Repeat the material verbatim. Images are excluded from the copy.

----- Data

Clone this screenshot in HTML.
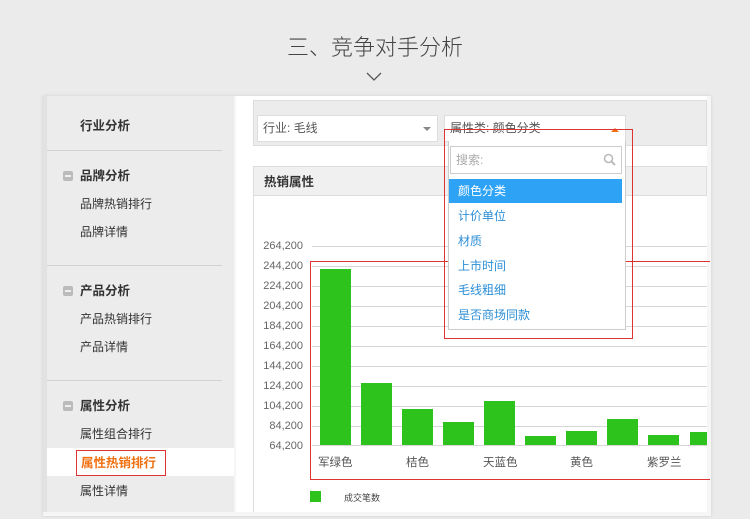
<!DOCTYPE html>
<html><head><meta charset="utf-8"><style>
*{margin:0;padding:0;box-sizing:border-box}
body{width:750px;height:519px;background:#ebebeb;font-family:"Liberation Sans","Noto Sans CJK SC",sans-serif;position:relative;overflow:hidden;color:#333}
.a{position:absolute}
.title{left:0;width:750px;top:30px;text-align:center;font-size:22px;color:#444;font-weight:300}
.side{left:43px;top:96px;width:191px;height:416px;background:#ececec;border-left:4px solid #e2e2e2}
.s{position:absolute;font-size:12px;color:#333;line-height:14px}
.b{font-weight:bold;font-size:12.5px}
.hr{position:absolute;left:0;width:175px;height:1px;background:#d2d2d2}
.ic{position:absolute;left:16px;width:10px;height:10px;background:#bbb;border-radius:2px}
.ic:after{content:"";position:absolute;left:2px;top:4px;width:6px;height:2px;background:#eee}
.main{left:236px;top:96px;width:471px;height:416px;background:#fff}
.grid{position:absolute;left:312px;width:395px;height:1px;background:#d6d6d6}
.yl{position:absolute;left:257px;width:46px;text-align:right;font-size:11px;color:#666;line-height:13px}
.bar{position:absolute;width:31px;background:#2ec21c;bottom:74px}
.xl{position:absolute;top:454px;font-size:11.5px;color:#555}
.dd{font-size:12px;color:#2d8fd6;position:absolute;left:458px;line-height:14px}
</style></head><body>
<div class="a title">三、竞争对手分析</div>
<svg class="a" style="left:366px;top:71px" width="16" height="12"><path d="M1 2 L8 9 L15 2" stroke="#555" stroke-width="1.3" fill="none"/></svg>
<div class="a" style="left:43px;top:96px;width:668px;height:420px;background:#f6f6f6;box-shadow:0 0 3px #ccc"></div>
<div class="a side">
<div class="s b" style="left:33px;top:23px">行业分析</div>
<div class="hr" style="top:54px"></div>
<div class="ic" style="top:75px"></div><div class="s b" style="left:33px;top:73px">品牌分析</div>
<div class="s" style="left:33px;top:101px">品牌热销排行</div>
<div class="s" style="left:33px;top:129px">品牌详情</div>
<div class="hr" style="top:169px"></div>
<div class="ic" style="top:190px"></div><div class="s b" style="left:33px;top:188px">产品分析</div>
<div class="s" style="left:33px;top:216px">产品热销排行</div>
<div class="s" style="left:33px;top:244px">产品详情</div>
<div class="hr" style="top:284px"></div>
<div class="ic" style="top:305px"></div><div class="s b" style="left:33px;top:303px">属性分析</div>
<div class="s" style="left:33px;top:331px">属性组合排行</div>
<div class="a" style="left:0;top:352px;width:187px;height:28px;background:#fff"></div>
<div class="a" style="left:29px;top:354px;width:90px;height:26px;border:1px solid #d33"></div>
<div class="s b" style="left:34px;top:360px;color:#f07010">属性热销排行</div>
<div class="s" style="left:33px;top:388px">属性详情</div>
</div>
<div class="a main"></div>
<div class="a" style="left:253px;top:100px;width:454px;height:46px;background:#ececec;border:1px solid #ddd"></div>
<div class="a" style="left:257px;top:115px;width:181px;height:27px;background:#fff;border:1px solid #ddd;font-size:12px;color:#555;padding:5px 5px;line-height:14px">行业: 毛线</div>
<div class="a" style="left:423px;top:127px;border:4px solid transparent;border-top:4px solid #888"></div>
<div class="a" style="left:444px;top:115px;width:182px;height:27px;background:#fff;border:1px solid #ddd;font-size:12px;color:#555;padding:5px 5px;line-height:14px">属性类: 颜色分类</div>
<div class="a" style="left:611px;top:124px;border:4px solid transparent;border-bottom:4px solid #f07010"></div>
<div class="a" style="left:253px;top:166px;width:454px;height:30px;background:#f0f0f0;border:1px solid #ddd;font-size:12.5px;font-weight:bold;padding:8px 10px;line-height:14px">热销属性</div>
<div class="a" style="left:253px;top:196px;width:1px;height:316px;background:#ddd"></div>
<div class="grid" style="top:246px"></div><div class="grid" style="top:266px"></div><div class="grid" style="top:286px"></div><div class="grid" style="top:306px"></div><div class="grid" style="top:326px"></div><div class="grid" style="top:346px"></div><div class="grid" style="top:366px"></div><div class="grid" style="top:386px"></div><div class="grid" style="top:406px"></div><div class="grid" style="top:426px"></div><div class="grid" style="top:445px"></div>
<div class="yl" style="top:240px">264,200</div><div class="yl" style="top:260px">244,200</div><div class="yl" style="top:280px">224,200</div><div class="yl" style="top:300px">204,200</div><div class="yl" style="top:320px">184,200</div><div class="yl" style="top:340px">164,200</div><div class="yl" style="top:360px">144,200</div><div class="yl" style="top:380px">124,200</div><div class="yl" style="top:400px">104,200</div><div class="yl" style="top:420px">84,200</div><div class="yl" style="top:440px">64,200</div>
<div class="bar" style="left:320px;top:269px"></div><div class="bar" style="left:361px;top:383px"></div><div class="bar" style="left:402px;top:409px"></div><div class="bar" style="left:443px;top:422px"></div><div class="bar" style="left:484px;top:401px"></div><div class="bar" style="left:525px;top:436px"></div><div class="bar" style="left:566px;top:431px"></div><div class="bar" style="left:607px;top:419px"></div><div class="bar" style="left:648px;top:435px"></div><div class="bar" style="left:690px;top:432px;width:17px"></div>
<div class="xl" style="left:318px">军绿色</div><div class="xl" style="left:406px">桔色</div><div class="xl" style="left:483px">天蓝色</div><div class="xl" style="left:570px">黄色</div><div class="xl" style="left:647px">紫罗兰</div>
<div class="a" style="left:310px;top:261px;width:400px;height:219px;border:1px solid #d33;border-right:none"></div>
<div class="a" style="left:310px;top:491px;width:11px;height:11px;background:#2ec21c"></div>
<div class="a" style="left:344px;top:491px;font-size:9px;color:#444">成交笔数</div>
<div class="a" style="left:448px;top:141px;width:178px;height:189px;background:#fff;border:1px solid #ccc;border-top:none"></div>
<div class="a" style="left:450px;top:146px;width:172px;height:28px;border:1px solid #ccc;font-size:12px;color:#aaa;padding:6px 5px;line-height:14px">搜索:</div>
<svg class="a" style="left:603px;top:153px" width="13" height="13"><circle cx="5.5" cy="5.5" r="4" stroke="#bbb" stroke-width="1.6" fill="none"/><path d="M8.5 8.5L12 12" stroke="#bbb" stroke-width="2"/></svg>
<div class="a" style="left:449px;top:179px;width:173px;height:24px;background:#2ea3f5"></div>
<div class="dd" style="top:184px;color:#fff">颜色分类</div>
<div class="dd" style="top:209px">计价单位</div>
<div class="dd" style="top:234px">材质</div>
<div class="dd" style="top:259px">上市时间</div>
<div class="dd" style="top:283px">毛线粗细</div>
<div class="dd" style="top:308px">是否商场同款</div>
<div class="a" style="left:444px;top:129px;width:189px;height:210px;border:1px solid #d33"></div>
</body></html>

----------

*The answer*.
Clone this screenshot in HTML.
<!DOCTYPE html>
<html><head><meta charset="utf-8"><style>
*{margin:0;padding:0;box-sizing:border-box}
body{width:750px;height:519px;background:#ebebeb;font-family:"Liberation Sans","Noto Sans CJK SC",sans-serif;position:relative;overflow:hidden;color:#333}
.a{position:absolute}
.title{left:0;width:750px;top:30px;text-align:center;font-size:22px;color:#444;font-weight:300}
.side{left:43px;top:96px;width:191px;height:416px;background:#ececec;border-left:4px solid #e2e2e2}
.s{position:absolute;font-size:12px;color:#333;line-height:14px}
.b{font-weight:bold;font-size:12.5px}
.hr{position:absolute;left:0;width:175px;height:1px;background:#d2d2d2}
.ic{position:absolute;left:16px;width:10px;height:10px;background:#bbb;border-radius:2px}
.ic:after{content:"";position:absolute;left:2px;top:4px;width:6px;height:2px;background:#eee}
.main{left:236px;top:96px;width:471px;height:416px;background:#fff}
.grid{position:absolute;left:312px;width:395px;height:1px;background:#d6d6d6}
.yl{position:absolute;left:257px;width:46px;text-align:right;font-size:11px;color:#666;line-height:13px}
.bar{position:absolute;width:31px;background:#2ec21c;bottom:74px}
.xl{position:absolute;top:454px;font-size:11.5px;color:#555}
.dd{font-size:12px;color:#2d8fd6;position:absolute;left:458px;line-height:14px}
</style></head><body>
<div class="a title">三、竞争对手分析</div>
<svg class="a" style="left:366px;top:71px" width="16" height="12"><path d="M1 2 L8 9 L15 2" stroke="#555" stroke-width="1.3" fill="none"/></svg>
<div class="a" style="left:43px;top:96px;width:668px;height:420px;background:#f6f6f6;box-shadow:0 0 3px #ccc"></div>
<div class="a side">
<div class="s b" style="left:33px;top:23px">行业分析</div>
<div class="hr" style="top:54px"></div>
<div class="ic" style="top:75px"></div><div class="s b" style="left:33px;top:73px">品牌分析</div>
<div class="s" style="left:33px;top:101px">品牌热销排行</div>
<div class="s" style="left:33px;top:129px">品牌详情</div>
<div class="hr" style="top:169px"></div>
<div class="ic" style="top:190px"></div><div class="s b" style="left:33px;top:188px">产品分析</div>
<div class="s" style="left:33px;top:216px">产品热销排行</div>
<div class="s" style="left:33px;top:244px">产品详情</div>
<div class="hr" style="top:284px"></div>
<div class="ic" style="top:305px"></div><div class="s b" style="left:33px;top:303px">属性分析</div>
<div class="s" style="left:33px;top:331px">属性组合排行</div>
<div class="a" style="left:0;top:352px;width:187px;height:28px;background:#fff"></div>
<div class="a" style="left:29px;top:354px;width:90px;height:26px;border:1px solid #d33"></div>
<div class="s b" style="left:34px;top:360px;color:#f07010">属性热销排行</div>
<div class="s" style="left:33px;top:388px">属性详情</div>
</div>
<div class="a main"></div>
<div class="a" style="left:253px;top:100px;width:454px;height:46px;background:#ececec;border:1px solid #ddd"></div>
<div class="a" style="left:257px;top:115px;width:181px;height:27px;background:#fff;border:1px solid #ddd;font-size:12px;color:#555;padding:5px 5px;line-height:14px">行业: 毛线</div>
<div class="a" style="left:423px;top:127px;border:4px solid transparent;border-top:4px solid #888"></div>
<div class="a" style="left:444px;top:115px;width:182px;height:27px;background:#fff;border:1px solid #ddd;font-size:12px;color:#555;padding:5px 5px;line-height:14px">属性类: 颜色分类</div>
<div class="a" style="left:611px;top:124px;border:4px solid transparent;border-bottom:4px solid #f07010"></div>
<div class="a" style="left:253px;top:166px;width:454px;height:30px;background:#f0f0f0;border:1px solid #ddd;font-size:12.5px;font-weight:bold;padding:8px 10px;line-height:14px">热销属性</div>
<div class="a" style="left:253px;top:196px;width:1px;height:316px;background:#ddd"></div>
<div class="grid" style="top:246px"></div><div class="grid" style="top:266px"></div><div class="grid" style="top:286px"></div><div class="grid" style="top:306px"></div><div class="grid" style="top:326px"></div><div class="grid" style="top:346px"></div><div class="grid" style="top:366px"></div><div class="grid" style="top:386px"></div><div class="grid" style="top:406px"></div><div class="grid" style="top:426px"></div><div class="grid" style="top:445px"></div>
<div class="yl" style="top:240px">264,200</div><div class="yl" style="top:260px">244,200</div><div class="yl" style="top:280px">224,200</div><div class="yl" style="top:300px">204,200</div><div class="yl" style="top:320px">184,200</div><div class="yl" style="top:340px">164,200</div><div class="yl" style="top:360px">144,200</div><div class="yl" style="top:380px">124,200</div><div class="yl" style="top:400px">104,200</div><div class="yl" style="top:420px">84,200</div><div class="yl" style="top:440px">64,200</div>
<div class="bar" style="left:320px;top:269px"></div><div class="bar" style="left:361px;top:383px"></div><div class="bar" style="left:402px;top:409px"></div><div class="bar" style="left:443px;top:422px"></div><div class="bar" style="left:484px;top:401px"></div><div class="bar" style="left:525px;top:436px"></div><div class="bar" style="left:566px;top:431px"></div><div class="bar" style="left:607px;top:419px"></div><div class="bar" style="left:648px;top:435px"></div><div class="bar" style="left:690px;top:432px;width:17px"></div>
<div class="xl" style="left:318px">军绿色</div><div class="xl" style="left:406px">桔色</div><div class="xl" style="left:483px">天蓝色</div><div class="xl" style="left:570px">黄色</div><div class="xl" style="left:647px">紫罗兰</div>
<div class="a" style="left:310px;top:261px;width:400px;height:219px;border:1px solid #d33;border-right:none"></div>
<div class="a" style="left:310px;top:491px;width:11px;height:11px;background:#2ec21c"></div>
<div class="a" style="left:344px;top:491px;font-size:9px;color:#444">成交笔数</div>
<div class="a" style="left:448px;top:141px;width:178px;height:189px;background:#fff;border:1px solid #ccc;border-top:none"></div>
<div class="a" style="left:450px;top:146px;width:172px;height:28px;border:1px solid #ccc;font-size:12px;color:#aaa;padding:6px 5px;line-height:14px">搜索:</div>
<svg class="a" style="left:603px;top:153px" width="13" height="13"><circle cx="5.5" cy="5.5" r="4" stroke="#bbb" stroke-width="1.6" fill="none"/><path d="M8.5 8.5L12 12" stroke="#bbb" stroke-width="2"/></svg>
<div class="a" style="left:449px;top:179px;width:173px;height:24px;background:#2ea3f5"></div>
<div class="dd" style="top:184px;color:#fff">颜色分类</div>
<div class="dd" style="top:209px">计价单位</div>
<div class="dd" style="top:234px">材质</div>
<div class="dd" style="top:259px">上市时间</div>
<div class="dd" style="top:283px">毛线粗细</div>
<div class="dd" style="top:308px">是否商场同款</div>
<div class="a" style="left:444px;top:129px;width:189px;height:210px;border:1px solid #d33"></div>
</body></html>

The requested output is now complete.